What Was Brown V. Board of Education?

Brown v. Board of Education was a landmark case that went before the United States Supreme Court, which ruled that segregation in schools is unconstitutional.

History of Legalized Segregation
The first time that the Supreme Court decided in favor of segregated schools was in 1896. In Plessy v. Ferguson, the Court ruled that it’s constitutional to determine something is "separate but equal." In this particular case, Homer Plessy broke the law purposefully and sat in a whites-only section of a train rather than in the blacks-only section. This was part of his activism for equality.

When Plessy refused to leave the whites-only section, he was arrested and jailed. The case eventually went to the Supreme Court, and the ruling was used to justify every form of segregation in place, including in the educational sector. Segregation also included transportation and other public facilities.

Challenging Plessy v. Ferguson
Many legal cases led to the eventual Brown v. Board of Education. One of these is Murray v. Maryland in 1936 when Thurgood Marshall challenged the University of Maryland School of Law for rejecting all black candidates. Marshall represented Donald Murray in this case. Marshall argued that the black law schools were not equal to the white law schools, eventually winning an appeal to attend Maryland’s law program.

Brown v. Board of Education Overview
In fact, the Brown v. Board of Education is a consolidation of five cases that reached the U.S. Supreme Court, represented by Thurgood Marshall, including Brown v. Board of Education of Topeka. Other cases included were Davis v. Board of Education of Prince Edward County, Briggs v. Elliot, Gebhart v. Ethel and Bolling v. Sharpe. All of these cases involved black children being denied access to schools solely based on their race. This meant many black children were forced to travel long distances to attend schools that were inferior to their neighborhood schools.

The Outcome
The case was first presided over by Chief Justice Fred Vinson. However, after he passed away, Chief Justice Earl Warren took over. The outcome was announced on May 14, 1954. The final decision, which was unanimous, was that the "separate but equal" clause did not apply to educational sectors since the educational facilities were "inherently" unequal.

Brown v. Board of Education of Topeka II
In 1955, the Supreme Court announced that all segregated schools must be desegregated at "all deliberate speed." In the next five years, more than 200 school desegregation hearings were brought before the Court.

Conflict During De-Segregation
Although the Court ruled that segregation was unconstitutional, it would be years before black children could attend desegregated schools safely. Notably, in 1957, nine black students who began attending Little Rock Central High School in Arkansas required the protection of 1,000 101st Airborne Division paratroopers and National Guard.

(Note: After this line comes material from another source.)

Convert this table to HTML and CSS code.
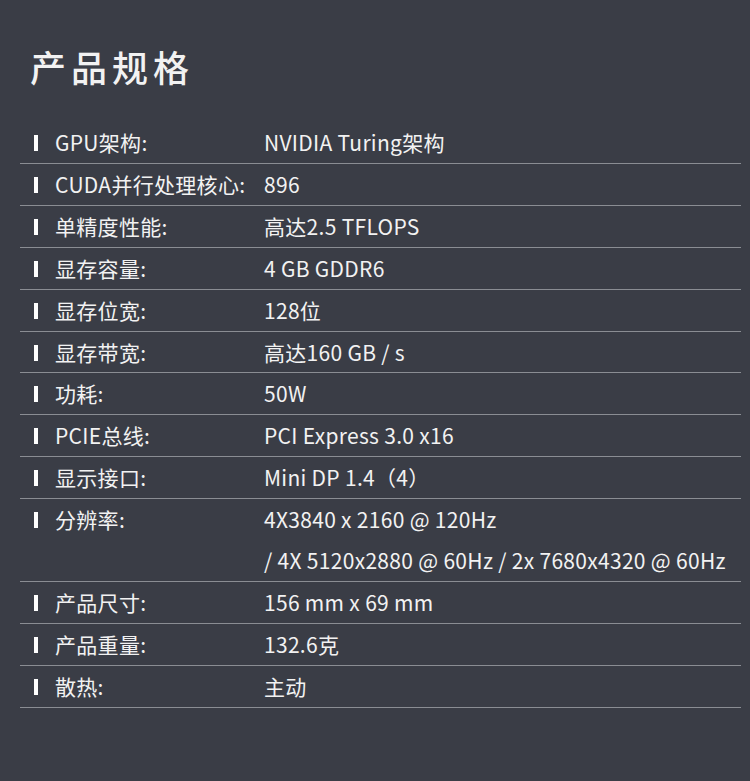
FILE: index.html
```html
<!DOCTYPE html>
<html lang="zh-CN">
<head>
<meta charset="utf-8">
<link rel="stylesheet" href="styles.css">
</head>
<body>
<div class="page">
  <h1 class="title">产品规格</h1>
  <div class="specs">
    <div class="row"><div class="label"><span class="bar"></span>GPU架构:</div><div class="value">NVIDIA Turing架构</div></div>
    <div class="row"><div class="label"><span class="bar"></span>CUDA并行处理核心:</div><div class="value">896</div></div>
    <div class="row"><div class="label"><span class="bar"></span>单精度性能:</div><div class="value">高达2.5 TFLOPS</div></div>
    <div class="row"><div class="label"><span class="bar"></span>显存容量:</div><div class="value">4 GB GDDR6</div></div>
    <div class="row"><div class="label"><span class="bar"></span>显存位宽:</div><div class="value">128位</div></div>
    <div class="row"><div class="label"><span class="bar"></span>显存带宽:</div><div class="value">高达160 GB / s</div></div>
    <div class="row"><div class="label"><span class="bar"></span>功耗:</div><div class="value">50W</div></div>
    <div class="row"><div class="label"><span class="bar"></span>PCIE总线:</div><div class="value">PCI Express 3.0 x16</div></div>
    <div class="row"><div class="label"><span class="bar"></span>显示接口:</div><div class="value">Mini DP 1.4（4）</div></div>
    <div class="row"><div class="label"><span class="bar"></span>分辨率:</div><div class="value">4X3840 x 2160 @ 120Hz<br>/ 4X 5120x2880 @ 60Hz / 2x 7680x4320 @ 60Hz</div></div>
    <div class="row"><div class="label"><span class="bar"></span>产品尺寸:</div><div class="value">156 mm x 69 mm</div></div>
    <div class="row"><div class="label"><span class="bar"></span>产品重量:</div><div class="value">132.6克</div></div>
    <div class="row"><div class="label"><span class="bar"></span>散热:</div><div class="value">主动</div></div>
  </div>
</div>
</body>
</html>
```
FILE: styles.css
```css
html, body {
  margin: 0;
  padding: 0;
  background: #3a3d46;
}
body {
  font-family: "Noto Sans CJK SC", "Noto Sans", sans-serif;
  color: #f2f2f2;
}
.page {
  width: 750px;
  height: 781px;
  padding: 0 9px 0 20px;
  box-sizing: border-box;
}
.title {
  margin: 0 0 30px 0;
  padding: 40px 0 0 10px;
  font-size: 36px;
  font-weight: 500;
  letter-spacing: 5px;
  line-height: 52px;
}
.specs {
  display: flex;
  flex-direction: column;
}
.row {
  display: flex;
  border-bottom: 1px solid #8a8d93;
  font-size: 21px;
  letter-spacing: 0.3px;
  line-height: 40.9px;
}
.label {
  width: 244px;
  flex: none;
  display: flex;
  align-items: flex-start;
}
.bar {
  width: 4px;
  height: 16px;
  background: #ffffff;
  margin: 13px 17px 0 14px;
  flex: none;
}
.value {
  flex: 1;
}
```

It wasn’t until 1969 when the Supreme Court dismantled the previous "all deliberate speed" clause for desegregation and called for the immediate desegregation of schools in Mississippi. Eventually, by 1988, more than 45 percent of black students in the country attend schools that are a white majority-population school or district. However, in 2000, the Harvard Civil Rights Project discovered that schools were more segregated in 2000 than were in 1970.